Do you have to pluck out any black hairs then, with the bicolours I have to individually pluck out any guard hairs, which are white and that crop up in the coloured patches? Is it the same thing with Chinnies, but getting dark hairs out?


----------



## Angeli (Jun 2, 2008)

Saynamore said:


> Do you have to pluck out any black hairs then, with the bicolours I have to individually pluck out any guard hairs, which are white and that crop up in the coloured patches? Is it the same thing with Chinnies, but getting dark hairs out?


Yes in a way it is. If there is a patch or two that could do with evening out a bit or there is a black whisker. if they are dark all over this can't be done and if its obvious you've trimmed the black tips off with scissors then you risk getting disqualified.

Chrissy that kitten on the left is probably going to have the lightest coat. However he has a ski slope for a nose, nose leather dips downwards so is not going to push upwards as he grows. His eyes are a little small too.


----------



## Saynamore (Feb 28, 2008)

I think its the nose that made me look twice, as more like my type, lol. They are all gorgeous tho


----------



## Angeli (Jun 2, 2008)

Saynamore said:


> I think its the nose that made me look twice, as more like my type, lol. They are all gorgeous tho


Am i right in thinking that the noses on your Persians are either short or long from birth and will not change as they grow?
With chins they are not really obvious when a young kitten, chins tend to type up as they get older which is why they are so hard to assess.

I will put a before and after pic of Lulu who was a kitten last year to show you what I mean.
First photo Lou at 4 weeks. Second photo Lou now.


----------



## Saynamore (Feb 28, 2008)

No not like that change at all, I can tell from day 1 how they are going to end up, that looks really drastic that change, as a kitten I would have thought that she would end up with quite a long nose. The change there has startled me a bit


----------



## Angeli (Jun 2, 2008)

Saynamore said:


> No not like that change at all, I can tell from day 1 how they are going to end up, that looks really drastic that change, as a kitten I would have thought that she would end up with quite a long nose.
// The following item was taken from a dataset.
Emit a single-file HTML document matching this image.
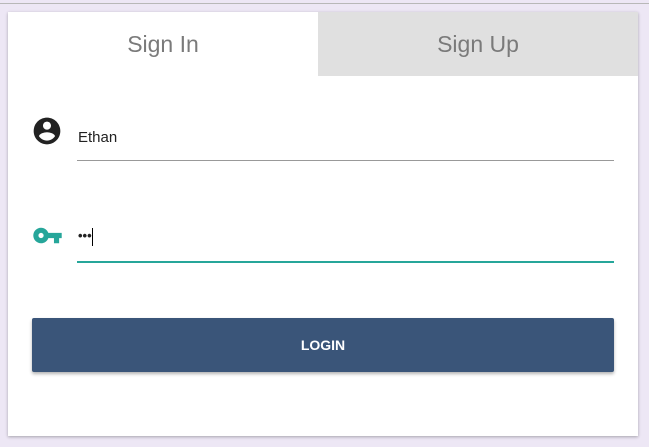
<!DOCTYPE html>
<html><head><style>
body{margin:0;width:649px;height:447px;background:#ede7f5;position:relative;overflow:hidden;font-family:"Liberation Sans",sans-serif}
.top{position:absolute;left:0;top:3px;width:649px;height:1px;background:#b8b8b8}
.card{position:absolute;left:8px;top:12px;width:630px;height:424px;background:#fff;box-shadow:0 1px 3px rgba(0,0,0,.3)}
.tab{position:absolute;top:0;height:64px;line-height:64px;text-align:center;font-size:23px;color:#7a7a7a}
.t1{left:0;width:310px}
.t2{left:310px;width:320px;background:#e0e0e0}
.line{position:absolute;left:69px;width:537px}
.txt{position:absolute;left:70px;font-size:15px;color:#222}
.btn{position:absolute;left:24px;top:306px;width:582px;height:54px;background:#3a5579;border-radius:2px;box-shadow:0 2px 3px rgba(0,0,0,.3);color:#fff;font-weight:bold;font-size:14px;line-height:54px;text-align:center}
</style></head><body>
<div class="top"></div>
<div class="card">
<div class="tab t1">Sign In</div>
<div class="tab t2">Sign Up</div>
<svg style="position:absolute;left:23px;top:103px" width="32" height="32" viewBox="0 0 24 24"><path fill="#222" d="M12 2C6.48 2 2 6.48 2 12s4.48 10 10 10 10-4.48 10-10S17.52 2 12 2zm0 3c1.66 0 3 1.34 3 3s-1.34 3-3 3-3-1.34-3-3 1.34-3 3-3zm0 14.2c-2.5 0-4.71-1.28-6-3.22.03-1.99 4-3.08 6-3.08 1.99 0 5.97 1.09 6 3.08-1.29 1.94-3.5 3.22-6 3.22z"/></svg>
<div class="txt" style="top:117px">Ethan</div>
<div class="line" style="top:148px;height:1px;background:#999"></div>
<svg style="position:absolute;left:24px;top:208px" width="31" height="31" viewBox="0 0 24 24"><path fill="#26a69a" d="M12.65 10C11.83 7.67 9.61 6 7 6c-3.31 0-6 2.69-6 6s2.690 6 6 6c2.61 0 4.83-1.67 5.65-4H17v4h4v-4h2v-4H12.65zM7 14c-1.1 0-2-.9-2-2s.9-2 2-2 2 .9 2 2-.9 2-2 2z"/></svg>
<div class="txt" style="top:216px;font-weight:bold;font-size:13px;letter-spacing:0">•••</div>
<div style="position:absolute;left:84px;top:216px;width:1px;height:18px;background:#000"></div>
<div class="line" style="top:249px;height:2px;background:#26a69a"></div>
<div class="btn">LOGIN</div>
</div>
</body></html>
The change there has startled me a bit


Its surprising isn't it  Can you see how awkward it is to try and assess a young kitten and some of them can be late developers.
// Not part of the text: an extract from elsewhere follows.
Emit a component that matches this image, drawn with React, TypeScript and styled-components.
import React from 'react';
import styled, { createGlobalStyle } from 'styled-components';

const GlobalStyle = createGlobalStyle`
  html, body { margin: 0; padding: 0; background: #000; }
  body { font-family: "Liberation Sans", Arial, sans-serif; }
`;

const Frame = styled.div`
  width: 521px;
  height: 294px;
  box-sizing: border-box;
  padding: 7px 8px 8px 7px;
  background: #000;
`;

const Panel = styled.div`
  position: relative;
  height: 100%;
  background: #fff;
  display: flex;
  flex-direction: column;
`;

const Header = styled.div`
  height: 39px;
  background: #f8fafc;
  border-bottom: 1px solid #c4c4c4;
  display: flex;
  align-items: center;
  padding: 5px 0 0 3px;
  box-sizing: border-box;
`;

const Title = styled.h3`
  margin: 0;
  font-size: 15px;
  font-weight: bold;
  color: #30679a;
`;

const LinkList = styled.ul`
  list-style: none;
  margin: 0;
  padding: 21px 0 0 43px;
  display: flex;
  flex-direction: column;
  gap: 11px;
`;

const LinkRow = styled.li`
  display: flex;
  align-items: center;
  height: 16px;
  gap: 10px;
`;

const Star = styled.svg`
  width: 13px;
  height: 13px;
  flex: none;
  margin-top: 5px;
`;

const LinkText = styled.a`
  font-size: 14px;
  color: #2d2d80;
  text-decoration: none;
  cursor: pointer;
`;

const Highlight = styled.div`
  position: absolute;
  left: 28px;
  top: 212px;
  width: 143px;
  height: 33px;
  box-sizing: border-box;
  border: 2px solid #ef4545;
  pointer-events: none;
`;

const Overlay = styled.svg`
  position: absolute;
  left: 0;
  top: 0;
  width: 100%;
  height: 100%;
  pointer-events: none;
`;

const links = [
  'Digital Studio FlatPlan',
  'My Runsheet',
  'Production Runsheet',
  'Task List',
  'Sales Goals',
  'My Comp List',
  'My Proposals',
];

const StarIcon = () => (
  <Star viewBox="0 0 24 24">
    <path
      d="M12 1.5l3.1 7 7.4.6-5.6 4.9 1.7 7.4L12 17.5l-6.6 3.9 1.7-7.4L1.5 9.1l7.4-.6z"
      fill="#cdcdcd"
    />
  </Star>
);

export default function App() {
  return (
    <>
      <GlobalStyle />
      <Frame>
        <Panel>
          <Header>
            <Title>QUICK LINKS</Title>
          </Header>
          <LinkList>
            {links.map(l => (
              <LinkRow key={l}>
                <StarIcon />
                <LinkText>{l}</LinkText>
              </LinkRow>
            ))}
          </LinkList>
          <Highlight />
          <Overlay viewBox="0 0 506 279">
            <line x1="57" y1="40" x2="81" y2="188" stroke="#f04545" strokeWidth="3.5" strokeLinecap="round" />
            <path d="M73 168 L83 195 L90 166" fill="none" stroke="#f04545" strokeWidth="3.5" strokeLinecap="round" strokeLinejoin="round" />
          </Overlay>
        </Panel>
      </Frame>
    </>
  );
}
There's many a chin that was passed off as a pet only to win the Supreme title about 3-4 years ago. Ouch I bet that hurt 

You lucky thing with your lot.


----------



## Guest (Jul 17, 2008)

lulu is absolutely beautifull  she was such a cutey lil baby


----------



## Angeli (Jun 2, 2008)

Thanks Eulabeo,
I love the name by the way.


----------



## Saynamore (Feb 28, 2008)

Angeli said:


> Its surprising isn't it  Can you see how awkward it is to try and assess a young kitten and some of them can be late developers.
> 
> There's many a chin that was passed off as a pet only to win the Supreme title about 3-4 years ago. Ouch I bet that hurt
> 
> You lucky thing with your lot.


God yeah you got your work cut out there with trying to find your new boy  Anyone without experience of chins couldnt do it


----------



## Debbie (Nov 10, 2007)

Awww what little stunners


----------



## paws (Jun 16, 2008)

Your kittens are so beautiful


----------